_Input for this task_.
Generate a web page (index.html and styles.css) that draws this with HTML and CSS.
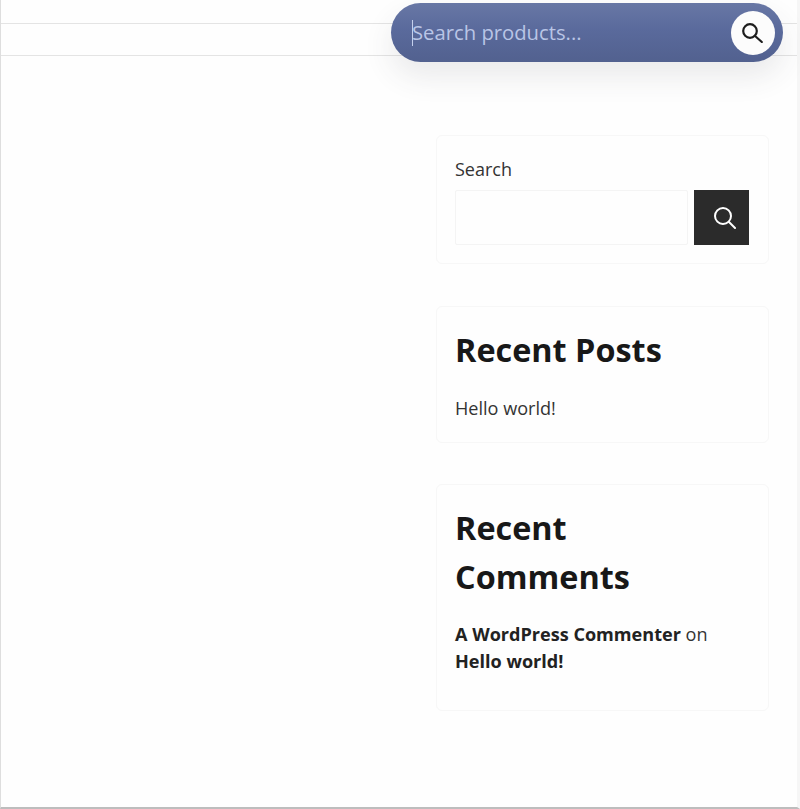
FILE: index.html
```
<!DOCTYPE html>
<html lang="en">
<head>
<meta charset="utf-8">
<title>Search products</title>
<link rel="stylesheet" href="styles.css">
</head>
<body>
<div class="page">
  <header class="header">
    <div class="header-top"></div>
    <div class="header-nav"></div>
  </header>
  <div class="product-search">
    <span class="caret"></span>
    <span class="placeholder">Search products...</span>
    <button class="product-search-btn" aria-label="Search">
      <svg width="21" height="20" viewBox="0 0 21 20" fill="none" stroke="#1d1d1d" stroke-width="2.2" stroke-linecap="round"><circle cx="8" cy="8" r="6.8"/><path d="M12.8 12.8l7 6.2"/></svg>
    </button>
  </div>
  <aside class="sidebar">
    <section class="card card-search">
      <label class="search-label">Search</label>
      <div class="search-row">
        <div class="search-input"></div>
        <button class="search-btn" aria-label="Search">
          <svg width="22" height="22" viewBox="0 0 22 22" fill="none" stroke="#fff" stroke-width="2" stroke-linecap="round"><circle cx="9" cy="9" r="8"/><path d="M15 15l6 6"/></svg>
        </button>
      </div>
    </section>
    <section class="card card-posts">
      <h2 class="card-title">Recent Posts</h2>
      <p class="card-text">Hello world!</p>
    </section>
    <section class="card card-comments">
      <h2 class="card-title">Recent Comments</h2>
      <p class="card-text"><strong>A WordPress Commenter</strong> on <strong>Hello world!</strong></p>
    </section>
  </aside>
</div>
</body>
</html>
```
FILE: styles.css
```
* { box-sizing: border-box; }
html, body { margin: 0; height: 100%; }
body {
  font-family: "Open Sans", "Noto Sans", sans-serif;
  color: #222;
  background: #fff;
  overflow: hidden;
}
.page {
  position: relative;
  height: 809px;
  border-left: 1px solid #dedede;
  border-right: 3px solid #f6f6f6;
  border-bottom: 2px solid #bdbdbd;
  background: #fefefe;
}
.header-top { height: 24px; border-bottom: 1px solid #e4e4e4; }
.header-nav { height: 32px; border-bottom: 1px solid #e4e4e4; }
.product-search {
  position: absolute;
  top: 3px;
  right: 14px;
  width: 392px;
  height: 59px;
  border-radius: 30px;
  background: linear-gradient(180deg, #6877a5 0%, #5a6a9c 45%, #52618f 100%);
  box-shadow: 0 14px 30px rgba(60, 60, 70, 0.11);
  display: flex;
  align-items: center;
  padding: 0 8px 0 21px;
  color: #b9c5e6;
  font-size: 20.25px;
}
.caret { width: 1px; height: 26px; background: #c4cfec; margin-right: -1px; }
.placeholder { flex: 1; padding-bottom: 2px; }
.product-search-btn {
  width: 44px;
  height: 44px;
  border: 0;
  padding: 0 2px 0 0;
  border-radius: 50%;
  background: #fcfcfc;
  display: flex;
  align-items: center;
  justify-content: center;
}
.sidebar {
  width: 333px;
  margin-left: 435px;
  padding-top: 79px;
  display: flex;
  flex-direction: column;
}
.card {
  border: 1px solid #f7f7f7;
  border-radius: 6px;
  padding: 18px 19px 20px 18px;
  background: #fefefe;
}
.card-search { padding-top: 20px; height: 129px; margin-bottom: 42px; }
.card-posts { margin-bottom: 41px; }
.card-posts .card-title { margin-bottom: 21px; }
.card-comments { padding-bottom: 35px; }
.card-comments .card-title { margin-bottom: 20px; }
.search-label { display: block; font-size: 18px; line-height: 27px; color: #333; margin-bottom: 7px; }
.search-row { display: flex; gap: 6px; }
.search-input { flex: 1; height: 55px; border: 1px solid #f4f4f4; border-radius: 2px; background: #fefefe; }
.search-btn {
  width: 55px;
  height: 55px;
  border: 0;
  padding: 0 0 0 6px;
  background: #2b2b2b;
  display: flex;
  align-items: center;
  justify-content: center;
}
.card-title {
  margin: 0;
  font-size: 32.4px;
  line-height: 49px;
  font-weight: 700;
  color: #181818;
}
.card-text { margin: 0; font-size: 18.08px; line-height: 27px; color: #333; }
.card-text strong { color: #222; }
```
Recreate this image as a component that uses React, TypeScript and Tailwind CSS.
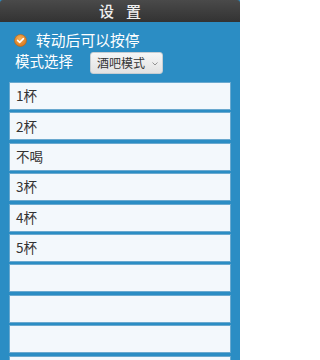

_Problem to work on_. Copy the listing word for word, excluding its pictures.

_The reply_.
Generate a web page (index.html and styles.css) that draws this with HTML and CSS.
FILE: index.html
```
<!DOCTYPE html>
<html lang="en">
<head>
<meta charset="utf-8">
<title>Search products</title>
<link rel="stylesheet" href="styles.css">
</head>
<body>
<div class="page">
  <header class="header">
    <div class="header-top"></div>
    <div class="header-nav"></div>
  </header>
  <div class="product-search">
    <span class="caret"></span>
    <span class="placeholder">Search products...</span>
    <button class="product-search-btn" aria-label="Search">
      <svg width="21" height="20" viewBox="0 0 21 20" fill="none" stroke="#1d1d1d" stroke-width="2.2" stroke-linecap="round"><circle cx="8" cy="8" r="6.8"/><path d="M12.8 12.8l7 6.2"/></svg>
    </button>
  </div>
  <aside class="sidebar">
    <section class="card card-search">
      <label class="search-label">Search</label>
      <div class="search-row">
        <div class="search-input"></div>
        <button class="search-btn" aria-label="Search">
          <svg width="22" height="22" viewBox="0 0 22 22" fill="none" stroke="#fff" stroke-width="2" stroke-linecap="round"><circle cx="9" cy="9" r="8"/><path d="M15 15l6 6"/></svg>
        </button>
      </div>
    </section>
    <section class="card card-posts">
      <h2 class="card-title">Recent Posts</h2>
      <p class="card-text">Hello world!</p>
    </section>
    <section class="card card-comments">
      <h2 class="card-title">Recent Comments</h2>
      <p class="card-text"><strong>A WordPress Commenter</strong> on <strong>Hello world!</strong></p>
    </section>
  </aside>
</div>
</body>
</html>
```
FILE: styles.css
```
* { box-sizing: border-box; }
html, body { margin: 0; height: 100%; }
body {
  font-family: "Open Sans", "Noto Sans", sans-serif;
  color: #222;
  background: #fff;
  overflow: hidden;
}
.page {
  position: relative;
  height: 809px;
  border-left: 1px solid #dedede;
  border-right: 3px solid #f6f6f6;
  border-bottom: 2px solid #bdbdbd;
  background: #fefefe;
}
.header-top { height: 24px; border-bottom: 1px solid #e4e4e4; }
.header-nav { height: 32px; border-bottom: 1px solid #e4e4e4; }
.product-search {
  position: absolute;
  top: 3px;
  right: 14px;
  width: 392px;
  height: 59px;
  border-radius: 30px;
  background: linear-gradient(180deg, #6877a5 0%, #5a6a9c 45%, #52618f 100%);
  box-shadow: 0 14px 30px rgba(60, 60, 70, 0.11);
  display: flex;
  align-items: center;
  padding: 0 8px 0 21px;
  color: #b9c5e6;
  font-size: 20.25px;
}
.caret { width: 1px; height: 26px; background: #c4cfec; margin-right: -1px; }
.placeholder { flex: 1; padding-bottom: 2px; }
.product-search-btn {
  width: 44px;
  height: 44px;
  border: 0;
  padding: 0 2px 0 0;
  border-radius: 50%;
  background: #fcfcfc;
  display: flex;
  align-items: center;
  justify-content: center;
}
.sidebar {
  width: 333px;
  margin-left: 435px;
  padding-top: 79px;
  display: flex;
  flex-direction: column;
}
.card {
  border: 1px solid #f7f7f7;
  border-radius: 6px;
  padding: 18px 19px 20px 18px;
  background: #fefefe;
}
.card-search { padding-top: 20px; height: 129px; margin-bottom: 42px; }
.card-posts { margin-bottom: 41px; }
.card-posts .card-title { margin-bottom: 21px; }
.card-comments { padding-bottom: 35px; }
.card-comments .card-title { margin-bottom: 20px; }
.search-label { display: block; font-size: 18px; line-height: 27px; color: #333; margin-bottom: 7px; }
.search-row { display: flex; gap: 6px; }
.search-input { flex: 1; height: 55px; border: 1px solid #f4f4f4; border-radius: 2px; background: #fefefe; }
.search-btn {
  width: 55px;
  height: 55px;
  border: 0;
  padding: 0 0 0 6px;
  background: #2b2b2b;
  display: flex;
  align-items: center;
  justify-content: center;
}
.card-title {
  margin: 0;
  font-size: 32.4px;
  line-height: 49px;
  font-weight: 700;
  color: #181818;
}
.card-text { margin: 0; font-size: 18.08px; line-height: 27px; color: #333; }
.card-text strong { color: #222; }
```
Recreate this image as a component that uses React, TypeScript and Tailwind CSS.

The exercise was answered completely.